Card. Bassetti, «un punto di riferimento per le nostre comunità». Nel suo saluto al Papa, il presidente della Cei, il card. Gualtiero Bassetti,  ha definito «Avvenire» «un quotidiano che si distingue per autorevolezza di tratto e di contenuti», «un punto di riferimento per le nostre comunità e, più in generale, anche per il vasto mondo della comunicazione e della cultura del nostro Paese. Le persone che lavorano in «Avvenire» avvertono «quanto sia essenziale camminare con Pietro e con la Chiesa, attente nel contempo a tener vivo il dibattito e il confronto all’interno del mondo cattolico, come pure a dialogare con la società tutta, senza mai venir meno a una chiara identità». «Il giornale, nella sua versione cartacea quanto in quella digitale – ha aggiunto il cardinale -, ne è espressione con il suo modo di dare le notizie e di approfondirle; con la sua sensibilità per una fede che sappia farsi cultura, per le tematiche del lavoro e della famiglia, dei migranti e delle cause che generano il loro esodo, della legalità contro l’azzardo e tutto ciò che non fa crescere il territorio». Il card.
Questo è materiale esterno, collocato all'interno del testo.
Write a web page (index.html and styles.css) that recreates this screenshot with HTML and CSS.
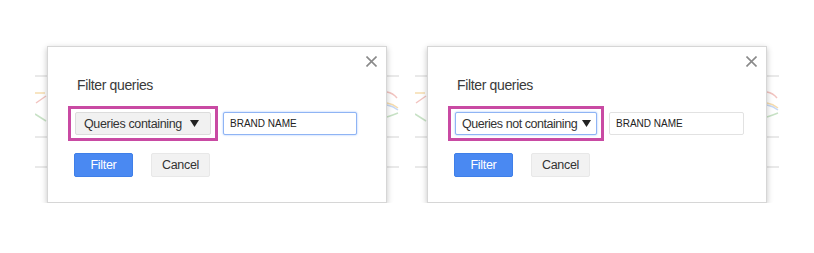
FILE: index.html
```html
<!DOCTYPE html>
<html>

<head>
    <title>Filter queries</title>
    <link rel="stylesheet" href="styles.css">
</head>

<body>

    <div class="stage">

        <!-- Dialog with the filter input focused -->
        <div class="panel">
            <svg class="chart" width="364" height="156" viewBox="0 0 364 156">
                <path class="grid" d="M0 30H364M0 91H364M0 121H364" />
                <path class="c-orange" d="M0 47H10" />
                <path class="c-red" d="M1 57L11 50" />
                <path class="c-green" d="M0 68L11 75" />
                <path class="c-red" d="M352 46Q358 47 362 52" />
                <path class="c-orange" d="M352 57Q358 58 363 62" />
                <path class="c-blue" d="M352 59Q358 60 363 64" />
                <path class="c-green" d="M352 71Q358 69 363 67" />
            </svg>
            <div class="dialog">
                <svg class="close" width="11" height="11" viewBox="0 0 11 11">
                    <path d="M0.5 0.5L10.5 10.5M10.5 0.5L0.5 10.5" />
                </svg>
                <div class="title">Filter queries</div>
                <div class="row">
                    <div class="highlight">
                        <div class="select select-short">
                            <span>Queries containing</span>
                            <svg class="caret" width="9" height="7" viewBox="0 0 9 7">
                                <path d="M0 0H9L4.5 7Z" />
                            </svg>
                        </div>
                    </div>
                    <input type="text" class="field focused" value="BRAND NAME">
                </div>
                <div class="actions">
                    <button class="btn btn-primary">Filter</button>
                    <button class="btn">Cancel</button>
                </div>
            </div>
        </div>

        <!-- Dialog with the dropdown focused -->
        <div class="panel">
            <svg class="chart" width="364" height="156" viewBox="0 0 364 156">
                <path class="grid" d="M0 30H364M0 91H364M0 121H364" />
                <path class="c-orange" d="M0 47H10" />
                <path class="c-red" d="M1 57L11 50" />
                <path class="c-green" d="M0 68L11 75" />
                <path class="c-red" d="M352 46Q358 47 362 52" />
                <path class="c-orange" d="M352 57Q358 58 363 62" />
                <path class="c-blue" d="M352 59Q358 60 363 64" />
                <path class="c-green" d="M352 71Q358 69 363 67" />
            </svg>
            <div class="dialog">
                <svg class="close" width="11" height="11" viewBox="0 0 11 11">
                    <path d="M0.5 0.5L10.5 10.5M10.5 0.5L0.5 10.5" />
                </svg>
                <div class="title">Filter queries</div>
                <div class="row">
                    <div class="highlight">
                        <div class="select select-long focused">
                            <span>Queries not containing</span>
                            <svg class="caret" width="9" height="7" viewBox="0 0 9 7">
                                <path d="M0 0H9L4.5 7Z" />
                            </svg>
                        </div>
                    </div>
                    <input type="text" class="field field-wide" value="BRAND NAME">
                </div>
                <div class="actions">
                    <button class="btn btn-primary">Filter</button>
                    <button class="btn">Cancel</button>
                </div>
            </div>
        </div>

    </div>

</body>

</html>
```

FILE: styles.css
```css
body {
    margin: 0;
    background: #fff;
    font-family: "Liberation Sans", Arial, sans-serif;
    color: #333;
}

.stage {
    display: flex;
    gap: 16px;
    padding: 46px 0 0 35px;
}

.panel {
    position: relative;
    padding: 0 12px;
}

.chart {
    position: absolute;
    left: 0;
    top: 0;
    fill: none;
    stroke-width: 1.5;
}

.chart .grid {
    stroke: #e9e9e9;
    stroke-width: 2;
}

.c-orange { stroke: #f6dcae; }
.c-red { stroke: #f2c4c0; }
.c-blue { stroke: #c6d8f4; }
.c-green { stroke: #c8e2c6; }

.dialog {
    position: relative;
    box-sizing: border-box;
    width: 340px;
    height: 157px;
    padding: 30px 0 0 20px;
    background: #fff;
    border: 1px solid #d6d6d6;
    box-shadow: 0 2px 6px rgba(0, 0, 0, 0.24);
}

.close {
    position: absolute;
    top: 9px;
    right: 9px;
    fill: none;
    stroke: #8a8a8a;
    stroke-width: 1.6;
}

.title {
    font-size: 14px;
    line-height: 16px;
    letter-spacing: -0.35px;
    padding-left: 9px;
    color: #3a3a3a;
}

.row {
    display: flex;
    align-items: center;
    gap: 5px;
    margin-top: 13px;
}

.highlight {
    border: 3px solid #c94aa3;
    padding: 3px 4px 3px 4px;
}

.select {
    box-sizing: border-box;
    display: flex;
    align-items: center;
    justify-content: space-between;
    height: 23px;
    padding: 0 8px 0 8px;
    font-size: 12.5px;
    letter-spacing: -0.35px;
    color: #333;
    background: #f1f1f1;
    border: 1px solid #dcdcdc;
    border-radius: 2px;
}

.select-short {
    width: 136px;
    padding-right: 11px;
}

.select-long {
    width: 142px;
    padding-left: 6px;
    padding-right: 5px;
    letter-spacing: -0.45px;
}

.select.focused {
    background: #fff;
    border-color: #8fb4f4;
    box-shadow: 0 0 2px rgba(77, 144, 254, 0.6);
}

.caret {
    fill: #222;
}

.field {
    box-sizing: border-box;
    width: 134px;
    height: 23px;
    margin: 0;
    padding: 0 6px;
    font-family: "Liberation Sans", Arial, sans-serif;
    font-size: 10px;
    color: #222;
    background: #fff;
    border: 1px solid #e2e2e2;
    border-radius: 2px;
    outline: none;
}

.field-wide {
    width: 135px;
}

.field.focused {
    border-color: #8fb4f4;
    box-shadow: 0 0 2px rgba(77, 144, 254, 0.6);
}

.actions {
    display: flex;
    gap: 18px;
    margin-top: 12px;
    padding-left: 6px;
}

.btn {
    box-sizing: border-box;
    width: 59px;
    height: 24px;
    padding: 0;
    font-family: "Liberation Sans", Arial, sans-serif;
    font-size: 12.5px;
    letter-spacing: -0.3px;
    color: #333;
    background: #f2f2f2;
    border: 1px solid #e8e8e8;
    border-radius: 2px;
}

.btn-primary {
    color: #fff;
    background: #4a89f2;
    border-color: #3f7fe8;
}
```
Bassetti ha ricordato anche le altre testate della Cei «che celebrano a loro volta anniversari significativi: penso ai trent’anni dell’Agenzia SIR e ai venti di Tv2000 e del Circuito radiofonico Inblu»: «In un momento di repentine trasformazioni, intendiamo vivere queste tappe come un richiamo a far sempre più nostre le Sue indicazioni a ricercare e promuovere una maggiore sinergia tra i nostri media, per una presenza qualificata e significativa, capace di informare e di formare».